It’s been almost three years since the first incarnation of the Yktoo Solutions website has seen the light. That first version has been built on a technology stack similar to my “flagship” website yktoo.com, i.e. the good old LAMP (Linux, Apache, MySQL, and PHP).
As we were planning to extend our operation, a new representation on the web was necessary.
There was also another wish, to implement a proper news feed or, rather, a blog, that would inform the general public of current developments and, at the same time, provide some useful technical insights (of which we have plenty).
Let’s Go Static
So, after some background research I have concluded that a static website would actually suit our needs perfectly:
- It can be deployed anywhere, on any web hosting, CDN, public web service, even on a Raspberry PI or a mobile phone. Not that we planned to do that, but some of it can prove useful while developing.

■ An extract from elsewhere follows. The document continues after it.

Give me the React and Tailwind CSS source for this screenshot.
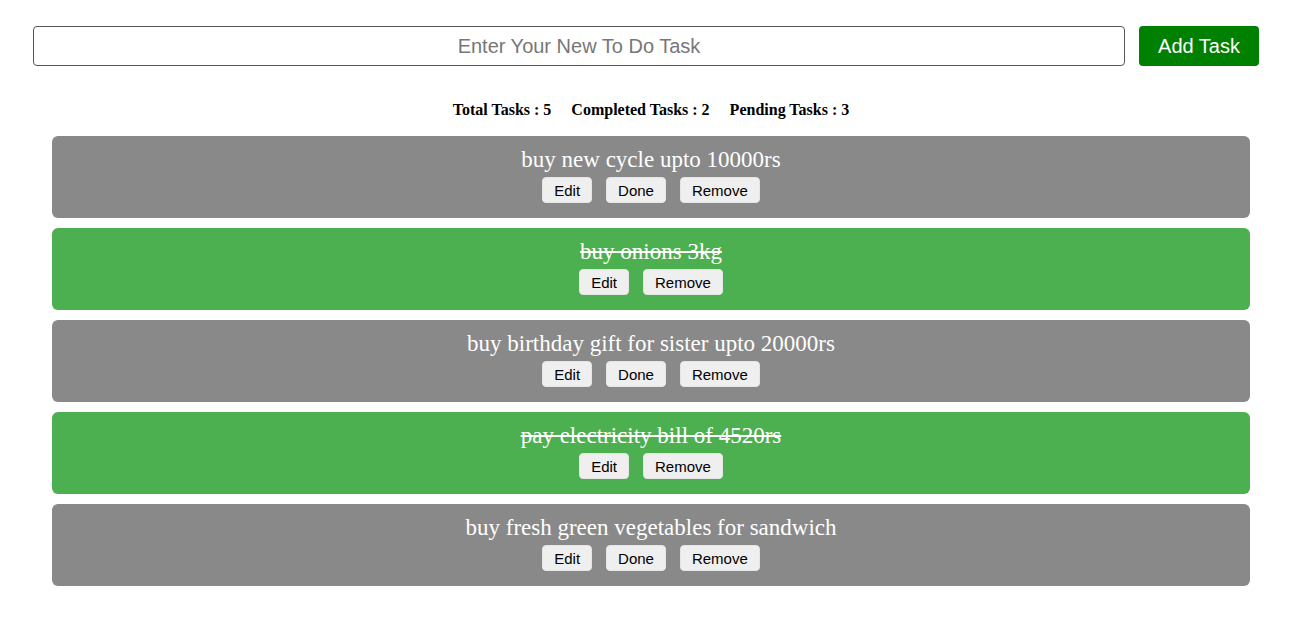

- It’s super fast because it consists only of static pages and related elements (scripts, images, stylesheets).
- It’s dead secure. There’s zero chance for the intruder to break in as there’s nothing to break. The only thinkable loophole is about your deployment process, but that’s easily addressed, either by pulling from an external code repository or via whitelisting of IP addresses that are allowed to upload.

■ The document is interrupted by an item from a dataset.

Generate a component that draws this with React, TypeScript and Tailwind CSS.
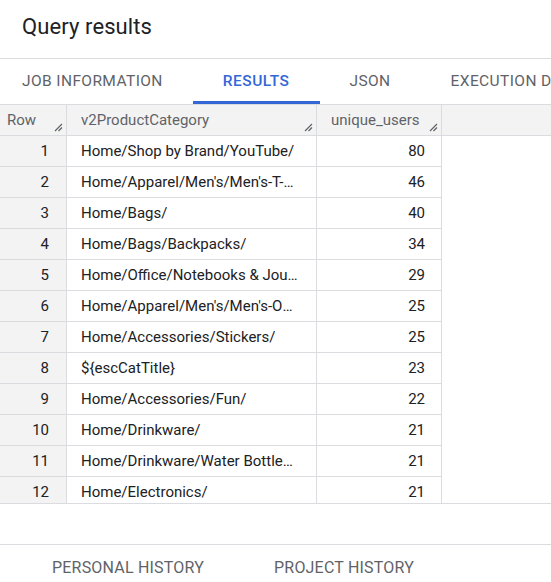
import React from "react";

const rows: [number, string, number][] = [
  [1, "Home/Shop by Brand/YouTube/", 80],
  [2, "Home/Apparel/Men's/Men's-T-Shirts/", 46],
  [3, "Home/Bags/", 40],
  [4, "Home/Bags/Backpacks/", 34],
  [5, "Home/Office/Notebooks & Journals/", 29],
  [6, "Home/Apparel/Men's/Men's-Outerwear/", 25],
  [7, "Home/Accessories/Stickers/", 25],
  [8, "${escCatTitle}", 23],
  [9, "Home/Accessories/Fun/", 22],
  [10, "Home/Drinkware/", 21],
  [11, "Home/Drinkware/Water Bottles and Tumblers/", 21],
  [12, "Home/Electronics/", 21],
];

const Grip = () => (
  <svg width="9" height="9" viewBox="0 0 9 9" className="absolute right-[3px] bottom-[3px]">
    <path d="M1 8 L8 1 M4.5 8 L8 4.5" stroke="#5f6368" strokeWidth="1.2" fill="none" />
  </svg>
);

const Tab = ({ label, active }: { label: string; active?: boolean }) => (
  <div
    className={
      "relative flex h-full shrink-0 items-center px-[30px] text-[15.5px] " +
      (active ? "font-medium tracking-[0.5px] text-[#3367d6]" : "tracking-[0.4px] text-[#5f6368]")
    }
  >
    {label}
    {active && <div className="absolute bottom-0 left-0 right-0 h-[3px] bg-[#3367d6]" />}
  </div>
);

export default function App() {
  return (
    <div
      className="flex h-[582px] w-[551px] flex-col overflow-hidden bg-white"
      style={{ fontFamily: "Roboto, 'Liberation Sans', sans-serif" }}
    >
      <div className="flex h-[58px] shrink-0 items-center px-[22px] pb-[5px] text-[22px] tracking-[0.1px] text-[#202124]">
        Query results
      </div>
      <div className="flex h-[46px] shrink-0 items-stretch whitespace-nowrap border-t border-[#dadce0]">
        <div className="-ml-[8px] flex h-full">
          <Tab label="JOB INFORMATION" />
          <Tab label="RESULTS" active />
          <Tab label="JSON" />
          <Tab label="EXECUTION DETAILS" />
        </div>
      </div>
      <div className="h-[400px] shrink-0 overflow-hidden border-b border-[#dadce0] text-[15px]">
        <div className="flex h-[32px] border-y border-[#dadce0] bg-[#f3f3f3] text-[#5f6368]">
          <div className="relative flex w-[67px] shrink-0 items-center border-r border-[#dadce0] pl-[7px]">
            Row
            <Grip />
          </div>
          <div className="relative flex w-[250px] shrink-0 items-center border-r border-[#dadce0] pl-[14px]">
            v2ProductCategory
            <Grip />
          </div>
          <div className="relative flex w-[125px] shrink-0 items-center border-r border-[#dadce0] pl-[14px]">
            unique_users
            <Grip />
          </div>
          <div className="flex-1" />
        </div>
        {rows.map(([n, cat, users]) => (
          <div key={n} className="flex h-[31px]">
            <div className="flex w-[67px] shrink-0 items-center justify-end border-r border-b border-[#dadce0] bg-[#f3f3f3] pr-[17px] text-[#202124]">
              {n}
            </div>
            <div className="flex w-[250px] shrink-0 items-center border-r border-b border-[#dadce0] pl-[14px] pr-[16px] text-[#202124]">
              <span className="truncate">{cat}</span>
            </div>
            <div className="flex w-[125px] shrink-0 items-center justify-end border-r border-b border-[#dadce0] pr-[16px] text-[#202124]">
              {users}
            </div>
            <div className="flex-1" />
          </div>
        ))}
      </div>
      <div className="mt-[40px] flex h-[46px] shrink-0 items-center border-t border-[#dadce0] text-[16px] tracking-[0.2px] text-[#5f6368]">
        <div className="pl-[52px]">PERSONAL HISTORY</div>
        <div className="pl-[70px]">PROJECT HISTORY</div>
      </div>
    </div>
  );
}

- The entire source of the website can be kept in a version control system. There’s no manual action involved in the deployment process and hence no room for human error.
Yet, it was a bit of a paradigm shift. I used to think of things like navigation menus, tags, pagination buttons as of content generated on the server while serving a specific page.
But if you give it a thought, you’ll realise these things are always static given a specific version of your content. There’s exactly X
pages, Y
menu items and Z
tags, which you can all pre-render in advance, and forget until more content is added. In which case you simply re-render the entire website.
That last step sounds like a hefty job, but here’s the point: how many times does the website get viewed per one update of its content? Hundreds, maybe thousands or even millions of times.
Enter Hugo
There’s a number of static website generators available: Next.js, Gatsby, Jekyll and others.
However, having weighed the options, I’ve concluded that the best candidate for the job was Hugo.
The major considerations were:
- Hugo is free and open source. I love both.
- It’s a Go application and it’s blazing-fast, with typical page generation time of under 1 ms.
- It’s pretty sophisticated in the way it processes your data. And you can make it as complex as you wish, sky is the limit.
- Hugo is readily available in mainline Ubuntu repositories, although for the most recent version you can use a snap package:
snap install hugo
- And, last but not least, it has an impressive service record: Let’s Encrypt, 1Password support and Pharmaseal, to name a few. And it has 36K+ stars and 500+ contributors on GitHub, which makes it probably the fastest-paced site generator.
To Blogs and Beyond
What’s entirely new to this website is the blog you’re reading right now.
The blog also features a Comments section, driven by another open-source Go application called Commento.
I loved the simplicity and the speed of Commento, which is why I also migrated to it from bulky and data-hungry Disqus on yktoo.com.
Our Commento instance is self-hosted and runs in the cloud in a fully-automated Docker Compose layout. I’m going to explore this setup in more detail in a separate post.